Torture by the British army
THE INQUIRY has restarted into the murder of 14 unarmed civil rights protesters by the British army in Derry, Northern Ireland, in 1972. The Bloody Sunday inquiry is hearing evidence of the scale of the brutality the British state was prepared to inflict on Catholics. It heard tapes from the Victoria barracks of senior army officers talking on the phone on 30 January 1972.
One expressed satisfaction that paratroopers had killed so many protesters. The inquiry was also read a transcript of a paratrooper, identified only as Soldier 027-army personnel have been granted anonymity for the inquiry. It said that paratroopers used “dum-dum” bullets, which are banned by international conventions.
It described a disgusting assault on a Catholic man in Belfast by paratroopers one month after Bloody Sunday.

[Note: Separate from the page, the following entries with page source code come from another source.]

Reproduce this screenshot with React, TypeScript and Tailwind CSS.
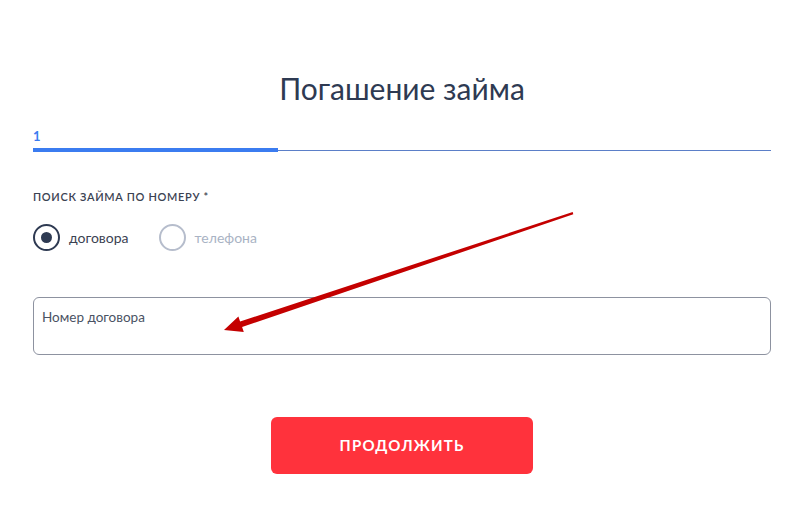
import React, { useState } from "react";

const font = { fontFamily: "Lato, 'Noto Sans', sans-serif" };

export default function App() {
  const [mode, setMode] = useState<"contract" | "phone">("contract");

  return (
    <div className="relative w-[800px] h-[510px] bg-white overflow-hidden" style={font}>
      <div className="pl-[33px] pr-[29px] w-full">
        <h1 className="pt-[70px] text-center text-[30px] leading-[36px] text-[#2e3a52]">
          Погашение займа
        </h1>

        {/* steps */}
        <div className="mt-[23px]">
          <div className="text-[13px] leading-[14px] font-bold text-[#3b7cf0]">1</div>
          <div className="relative mt-[5px] h-[4px]">
            <div className="absolute left-0 right-0 top-[2px] h-px bg-[#5b7fc8]" />
            <div className="absolute left-0 top-0 h-[4px] w-[245px] bg-[#3b7cf0]" />
          </div>
        </div>

        <div className="mt-[38px] text-[11px] leading-[14px] tracking-[0.06em] text-[#3b4252] font-semibold">
          ПОИСК ЗАЙМА ПО НОМЕРУ *
        </div>

        <div className="mt-[20px] flex items-center gap-[30px]">
          <button
            onClick={() => setMode("contract")}
            className="flex items-center gap-[9px]"
          >
            <span
              className={`w-[27px] h-[27px] rounded-full border-2 flex items-center justify-center ${
                mode === "contract" ? "border-[#2e3a52]" : "border-[#b6bdcc]"
              }`}
            >
              {mode === "contract" && <span className="w-[11px] h-[11px] rounded-full bg-[#2e3a52]" />}
            </span>
            <span className={`text-[14px] ${mode === "contract" ? "text-[#3b4252]" : "text-[#a9b3c4]"}`}>
              договора
            </span>
          </button>
          <button onClick={() => setMode("phone")} className="flex items-center gap-[9px]">
            <span
              className={`w-[27px] h-[27px] rounded-full border-2 flex items-center justify-center ${
                mode === "phone" ? "border-[#2e3a52]" : "border-[#b6bdcc]"
              }`}
            >
              {mode === "phone" && <span className="w-[11px] h-[11px] rounded-full bg-[#2e3a52]" />}
            </span>
            <span className={`text-[14px] ${mode === "phone" ? "text-[#3b4252]" : "text-[#a9b3c4]"}`}>
              телефона
            </span>
          </button>
        </div>

        <div className="mt-[46px] h-[58px] rounded-[6px] border border-[#8d92a0] px-[8px] pt-[6px]">
          <input
            className="w-full bg-transparent outline-none text-[13.5px] leading-[16px] text-[#3b4252] placeholder:text-[#4a5263]"
            placeholder={mode === "contract" ? "Номер договора" : "Номер телефона"}
          />
        </div>

        <div className="mt-[62px] flex justify-center">
          <button className="w-[262px] h-[57px] rounded-[6px] bg-[#ff323c] text-white text-[15px] font-bold tracking-[0.08em]">
            ПРОДОЛЖИТЬ
          </button>
        </div>
      </div>

      {/* annotation arrow */}
      <svg className="absolute left-0 top-0 pointer-events-none" width="800" height="510">
        <polygon
          points="572.7,212 240.1,321.5 238.4,316.5 224,330 243.8,332 242.1,327.1 573.3,214.2"
          fill="#c40000"
        />
      </svg>
    </div>
  );
}
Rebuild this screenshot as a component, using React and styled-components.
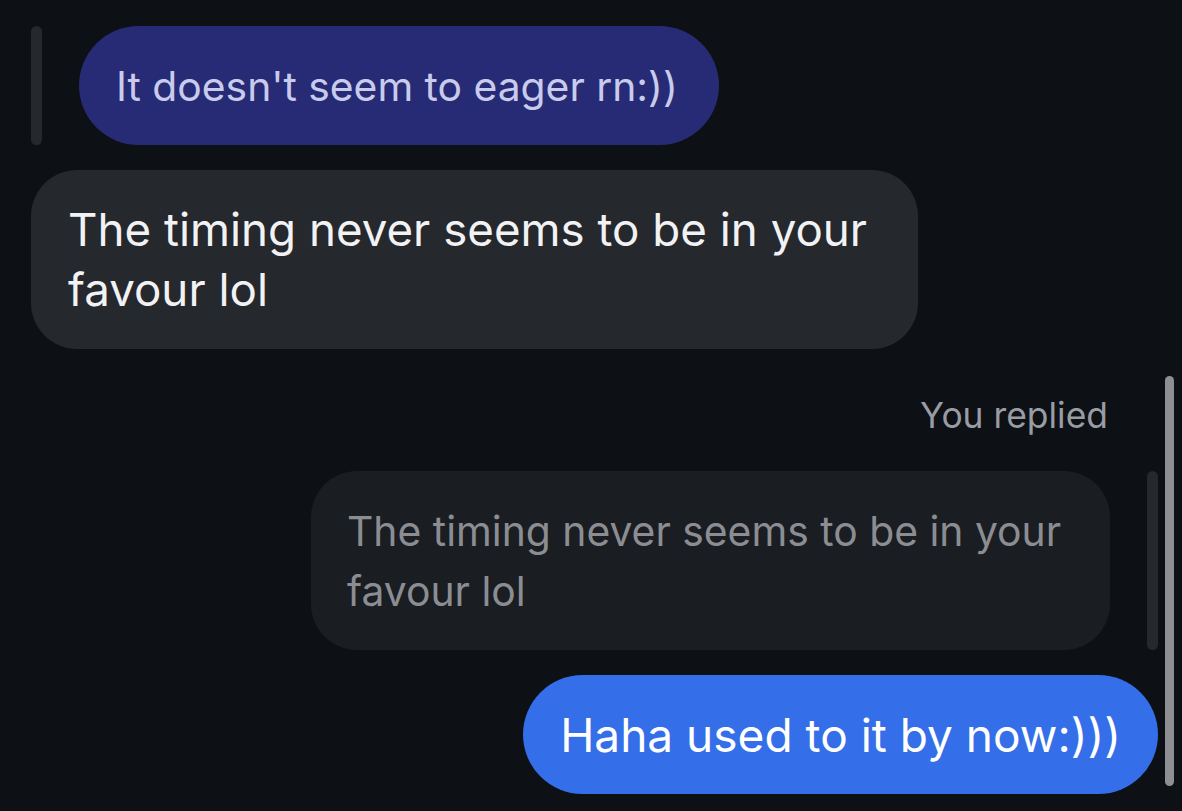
import styled, { createGlobalStyle } from "styled-components";

const GlobalStyle = createGlobalStyle`
  html, body {
    margin: 0;
    padding: 0;
    background: #0d1015;
    overflow: hidden;
  }
  body {
    font-family: Inter, "Noto Sans", sans-serif;
    -webkit-font-smoothing: antialiased;
  }
`;

const Screen = styled.div`
  position: relative;
  width: 1182px;
  height: 811px;
  background: #0d1015;
  overflow: hidden;
`;

const Thread = styled.div`
  display: flex;
  flex-direction: column;
  padding: 26px 24px 0 31px;
`;

const Row = styled.div`
  display: flex;
  justify-content: ${(p) => (p.$mine ? "flex-end" : "flex-start")};
  align-items: stretch;
  gap: ${(p) => p.$gap || 0}px;
  margin-top: ${(p) => p.$top || 0}px;
`;

const ReplyBar = styled.div`
  width: 11px;
  flex: none;
  border-radius: 6px;
  background: #25282d;
`;

const Bubble = styled.div`
  box-sizing: border-box;
  max-width: ${(p) => p.$max || 900}px;
  padding: ${(p) => p.$pad || "29.5px 37px"};
  border-radius: ${(p) => p.$radius || 60}px;
  background: ${(p) => p.$bg};
  color: ${(p) => p.$color};
  font-size: ${(p) => p.$size || 45.7}px;
  line-height: 60px;
`;

const Label = styled.div`
  margin-top: 47px;
  padding-right: 50px;
  text-align: right;
  color: #9a9ca3;
  font-size: 35.4px;
  line-height: 40px;
`;

const Scrollbar = styled.div`
  position: absolute;
  left: 1165px;
  top: 376px;
  width: 9px;
  height: 410px;
  border-radius: 5px;
  background: #8e8f94;
`;

export default function App() {
  return (
    <Screen>
      <GlobalStyle />
      <Thread>
        <Row $gap={37}>
          <ReplyBar />
          <Bubble $bg="#272b76" $color="#c9cbec" $size={40.8} $pad="29.5px 41px 29.5px 37px">
            It doesn't seem to eager rn:))
          </Bubble>
        </Row>
        <Row $top={25}>
          <Bubble $bg="#25282d" $color="#f2f2f4" $max={887} $radius={46}>
            The timing never seems to be in your favour lol
          </Bubble>
        </Row>
        <Label>You replied</Label>
        <Row $mine $gap={37} $top={35}>
          <Bubble $bg="#1a1d21" $color="#8b8d93" $size={40.85} $max={799} $radius={46} $pad="29.5px 37px 29.5px 36px">
            The timing never seems to be in your favour lol
          </Bubble>
          <ReplyBar />
        </Row>
        <Row $mine $top={25}>
          <Bubble $bg="#346ee8" $color="#ffffff" $size={46}>
            Haha used to it by now:)))
          </Bubble>
        </Row>
      </Thread>
      <Scrollbar />
    </Screen>
  );
}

Paratroopers beat him up, and then revived him and threw him into the back of an armoured personnel carrier “where he was electrocuted in some way, castrated, sliced in the face with a knife, and kicked and beaten”. Soldiers then dumped him in the Loyalist Shankill Road “to await his fate”.
ONE OF the members of the commission headed by Christopher Patten into Northern Ireland policing says the government has “gutted” its recommendations on reforming the RUC. Professor Clifford Shearing from the University of Toronto, Canada, says that the government’s bill on Northern Ireland policing “dismantles the foundations” of Patten’s report.